◆ REQUIRED WORK: Your task is to retype, word for word, the lines from the start of the data through the line holding "import React from 'react'". Do not include the pictures.

◆ DATA EXTRACT:
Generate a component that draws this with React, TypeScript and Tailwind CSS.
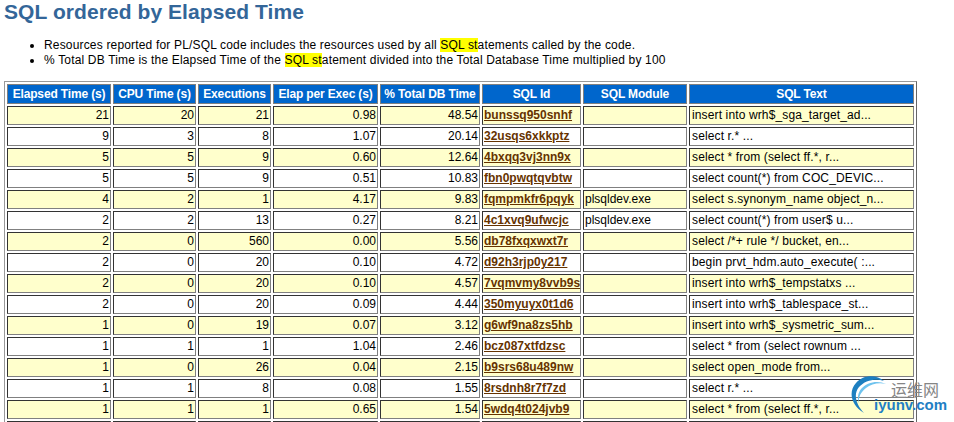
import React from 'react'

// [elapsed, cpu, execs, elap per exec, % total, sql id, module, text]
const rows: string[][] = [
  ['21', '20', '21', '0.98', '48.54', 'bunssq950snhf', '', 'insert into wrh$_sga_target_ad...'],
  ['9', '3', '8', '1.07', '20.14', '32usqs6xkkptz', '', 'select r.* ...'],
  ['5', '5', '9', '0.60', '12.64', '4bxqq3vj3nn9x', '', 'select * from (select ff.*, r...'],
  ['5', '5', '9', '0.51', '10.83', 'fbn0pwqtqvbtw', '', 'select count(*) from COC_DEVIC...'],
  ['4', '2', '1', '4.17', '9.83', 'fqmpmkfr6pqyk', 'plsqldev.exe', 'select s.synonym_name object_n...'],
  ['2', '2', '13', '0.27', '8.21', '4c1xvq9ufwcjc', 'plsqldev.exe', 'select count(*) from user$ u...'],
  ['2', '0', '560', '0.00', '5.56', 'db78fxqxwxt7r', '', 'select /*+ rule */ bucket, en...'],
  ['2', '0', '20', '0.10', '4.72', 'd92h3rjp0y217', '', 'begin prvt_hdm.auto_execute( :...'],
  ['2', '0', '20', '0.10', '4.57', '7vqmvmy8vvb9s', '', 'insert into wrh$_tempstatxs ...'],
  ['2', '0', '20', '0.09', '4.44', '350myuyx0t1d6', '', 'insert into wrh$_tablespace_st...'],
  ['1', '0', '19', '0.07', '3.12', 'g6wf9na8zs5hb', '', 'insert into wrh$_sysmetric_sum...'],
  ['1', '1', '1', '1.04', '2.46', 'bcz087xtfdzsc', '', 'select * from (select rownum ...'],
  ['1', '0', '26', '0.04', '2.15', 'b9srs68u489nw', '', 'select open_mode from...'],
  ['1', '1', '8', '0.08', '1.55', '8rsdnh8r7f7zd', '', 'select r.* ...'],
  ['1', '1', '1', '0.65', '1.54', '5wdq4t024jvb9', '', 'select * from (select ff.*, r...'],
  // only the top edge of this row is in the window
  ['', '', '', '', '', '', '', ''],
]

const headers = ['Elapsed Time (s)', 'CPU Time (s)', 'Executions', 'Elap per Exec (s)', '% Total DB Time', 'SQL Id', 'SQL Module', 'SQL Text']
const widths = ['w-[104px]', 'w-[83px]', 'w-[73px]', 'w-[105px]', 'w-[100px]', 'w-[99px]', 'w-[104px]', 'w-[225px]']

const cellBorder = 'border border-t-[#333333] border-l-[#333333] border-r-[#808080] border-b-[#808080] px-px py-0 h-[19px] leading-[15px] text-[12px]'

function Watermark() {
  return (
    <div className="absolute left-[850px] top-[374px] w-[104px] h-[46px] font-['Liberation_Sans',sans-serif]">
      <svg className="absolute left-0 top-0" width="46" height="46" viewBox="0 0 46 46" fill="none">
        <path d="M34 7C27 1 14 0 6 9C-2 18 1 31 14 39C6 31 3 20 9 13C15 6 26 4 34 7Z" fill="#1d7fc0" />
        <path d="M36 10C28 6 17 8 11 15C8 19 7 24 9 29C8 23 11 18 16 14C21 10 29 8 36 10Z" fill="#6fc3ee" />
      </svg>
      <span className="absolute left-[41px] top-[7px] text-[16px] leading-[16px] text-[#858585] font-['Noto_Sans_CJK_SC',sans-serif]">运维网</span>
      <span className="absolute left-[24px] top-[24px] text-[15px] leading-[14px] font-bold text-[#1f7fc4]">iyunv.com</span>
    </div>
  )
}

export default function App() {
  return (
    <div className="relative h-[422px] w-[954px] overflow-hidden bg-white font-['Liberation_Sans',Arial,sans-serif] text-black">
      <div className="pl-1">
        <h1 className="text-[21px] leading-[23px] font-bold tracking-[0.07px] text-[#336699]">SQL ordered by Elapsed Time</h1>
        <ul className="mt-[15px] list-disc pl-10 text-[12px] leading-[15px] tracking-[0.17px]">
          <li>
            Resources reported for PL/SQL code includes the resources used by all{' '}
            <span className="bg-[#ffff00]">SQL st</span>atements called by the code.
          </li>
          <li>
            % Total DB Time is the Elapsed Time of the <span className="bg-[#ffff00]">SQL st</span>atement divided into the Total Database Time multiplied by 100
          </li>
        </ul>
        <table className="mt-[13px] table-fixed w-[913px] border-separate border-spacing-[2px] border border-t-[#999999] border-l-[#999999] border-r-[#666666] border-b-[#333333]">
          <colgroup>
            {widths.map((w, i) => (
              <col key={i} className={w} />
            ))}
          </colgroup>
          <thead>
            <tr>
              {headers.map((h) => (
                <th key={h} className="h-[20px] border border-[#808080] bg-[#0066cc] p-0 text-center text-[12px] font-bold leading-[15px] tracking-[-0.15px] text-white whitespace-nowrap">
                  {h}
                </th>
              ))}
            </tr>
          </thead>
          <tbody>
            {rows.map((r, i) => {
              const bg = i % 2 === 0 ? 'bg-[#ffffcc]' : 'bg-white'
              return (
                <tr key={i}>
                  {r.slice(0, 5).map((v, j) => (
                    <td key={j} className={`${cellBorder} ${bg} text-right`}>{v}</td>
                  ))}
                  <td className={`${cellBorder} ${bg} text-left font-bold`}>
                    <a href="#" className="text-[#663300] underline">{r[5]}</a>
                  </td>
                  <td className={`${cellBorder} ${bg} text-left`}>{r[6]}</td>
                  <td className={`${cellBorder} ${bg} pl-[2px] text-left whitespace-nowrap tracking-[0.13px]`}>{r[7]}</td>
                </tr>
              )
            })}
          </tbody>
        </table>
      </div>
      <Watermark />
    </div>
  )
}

◆ EXERCISE RESPONSE:
Generate a component that draws this with React, TypeScript and Tailwind CSS.
import React from 'react'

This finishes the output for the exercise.